A la lumière de plusieurs révélations récentes, on note à L’Evènement une concentration importante d’agents de l’Est. Aucun n’est communiste. Dans l’équipe cofondatrice figure ainsi le journaliste Paul-Marie de La Gorce, connu sous le nom de code d’"Argus" au KGB et de "Gabriel" au StB, le renseignement tchèque, a révélé Vincent Jauvert dans A la solde de Moscou (Seuil). Albert-Paul Lentin signe également des articles dans ce mensuel. De 1959 à 1970, il rencontre trois fois par mois son officier traitant du StB, pour lui remettre des rapports et faire passer des opérations de désinformation. Pierre-Charles Pathé écrit aussi dans L’Evénement. De 1959 à 1979, il est "Masson" puis "Pécherin", un des principaux agents d’influence du KGB en France. En 1980, il sera condamné à cinq ans de prison pour intelligence avec une puissance étrangère. Selon Thierry Wolton, qui a consulté le dossier judiciaire, Pathé et Viansson-Ponté étaient "très proches" : "Pathé l’appelait tous les jours pour un échange d’informations".

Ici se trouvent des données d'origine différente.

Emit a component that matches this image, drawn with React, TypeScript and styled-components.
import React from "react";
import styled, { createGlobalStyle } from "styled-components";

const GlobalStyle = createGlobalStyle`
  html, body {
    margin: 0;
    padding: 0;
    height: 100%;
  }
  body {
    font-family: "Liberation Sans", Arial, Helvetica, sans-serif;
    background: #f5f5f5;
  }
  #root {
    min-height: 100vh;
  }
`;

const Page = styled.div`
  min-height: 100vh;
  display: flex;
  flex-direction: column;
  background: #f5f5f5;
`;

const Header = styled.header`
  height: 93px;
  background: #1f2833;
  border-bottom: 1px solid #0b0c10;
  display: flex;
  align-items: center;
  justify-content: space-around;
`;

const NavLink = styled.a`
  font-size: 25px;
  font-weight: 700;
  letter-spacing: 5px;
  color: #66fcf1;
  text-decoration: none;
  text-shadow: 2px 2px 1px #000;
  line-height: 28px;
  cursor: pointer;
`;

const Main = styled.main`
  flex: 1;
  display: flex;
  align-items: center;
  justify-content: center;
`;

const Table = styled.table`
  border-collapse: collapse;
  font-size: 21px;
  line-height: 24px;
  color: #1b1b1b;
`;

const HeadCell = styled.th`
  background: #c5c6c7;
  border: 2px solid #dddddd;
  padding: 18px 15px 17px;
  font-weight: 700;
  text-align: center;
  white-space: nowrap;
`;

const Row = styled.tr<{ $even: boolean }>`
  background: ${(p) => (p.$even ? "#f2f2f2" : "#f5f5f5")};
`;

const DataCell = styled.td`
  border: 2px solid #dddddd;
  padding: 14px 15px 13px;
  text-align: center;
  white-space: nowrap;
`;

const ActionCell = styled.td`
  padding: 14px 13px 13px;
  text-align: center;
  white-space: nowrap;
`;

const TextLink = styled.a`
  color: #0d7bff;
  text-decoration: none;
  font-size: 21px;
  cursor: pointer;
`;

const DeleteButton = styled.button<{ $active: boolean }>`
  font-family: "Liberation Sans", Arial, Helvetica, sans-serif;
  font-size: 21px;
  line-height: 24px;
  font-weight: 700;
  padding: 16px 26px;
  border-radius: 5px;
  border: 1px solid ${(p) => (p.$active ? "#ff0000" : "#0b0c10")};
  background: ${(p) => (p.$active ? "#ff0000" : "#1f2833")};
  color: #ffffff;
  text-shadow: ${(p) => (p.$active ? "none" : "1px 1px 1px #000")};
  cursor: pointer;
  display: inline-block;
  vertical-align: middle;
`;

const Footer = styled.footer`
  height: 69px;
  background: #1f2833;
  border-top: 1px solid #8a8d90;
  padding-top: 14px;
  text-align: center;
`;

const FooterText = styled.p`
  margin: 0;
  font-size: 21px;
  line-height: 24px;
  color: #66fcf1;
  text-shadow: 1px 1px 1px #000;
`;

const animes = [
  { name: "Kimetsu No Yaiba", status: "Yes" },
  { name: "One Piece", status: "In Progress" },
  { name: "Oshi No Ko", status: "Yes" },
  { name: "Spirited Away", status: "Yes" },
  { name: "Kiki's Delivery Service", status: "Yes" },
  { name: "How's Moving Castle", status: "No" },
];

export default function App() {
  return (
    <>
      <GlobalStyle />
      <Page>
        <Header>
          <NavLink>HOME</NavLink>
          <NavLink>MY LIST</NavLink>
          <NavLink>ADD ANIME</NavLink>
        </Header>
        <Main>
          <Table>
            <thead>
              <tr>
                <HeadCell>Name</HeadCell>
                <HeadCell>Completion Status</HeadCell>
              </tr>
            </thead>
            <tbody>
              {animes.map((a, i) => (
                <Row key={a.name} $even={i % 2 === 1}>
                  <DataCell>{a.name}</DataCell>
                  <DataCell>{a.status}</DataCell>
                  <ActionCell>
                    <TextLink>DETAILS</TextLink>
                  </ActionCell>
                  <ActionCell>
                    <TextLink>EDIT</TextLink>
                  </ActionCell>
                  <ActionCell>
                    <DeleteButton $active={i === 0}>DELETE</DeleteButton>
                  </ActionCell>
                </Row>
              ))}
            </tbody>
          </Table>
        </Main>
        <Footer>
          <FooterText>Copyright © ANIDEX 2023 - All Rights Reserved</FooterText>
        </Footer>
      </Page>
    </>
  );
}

Hormis ces proximités et son année de naissance, aucun élément ne vient nourrir la piste Viansson-Ponté, qui n’a jamais intégré le service étranger du Monde. Que conclure de ce cul-de-sac ? Qu’une erreur s’est glissée dans les archives Mitrokhine, sur le descriptif du journaliste, voire sur le média concerné ? La deuxième hypothèse ne convainc pas Cyril Gelibter, étant donné que le KGB usait d’un nom de code bien spécifique, "Vestnik", c’est-à-dire "messager", pour désigner Le Monde. "Je penche davantage pour une erreur de date de naissance. J’en ai déjà vu dans les archives Mitrokhine. Cela peut être dû à une erreur de recopiage, ou plus sûrement à une légère erreur de l’officier traitant en France", pointe le doctorant. Une petite coquille empêchant, un demi-siècle plus tard, de résoudre une des énigmes de la guerre froide en France. On appelle ça l’effet papillon.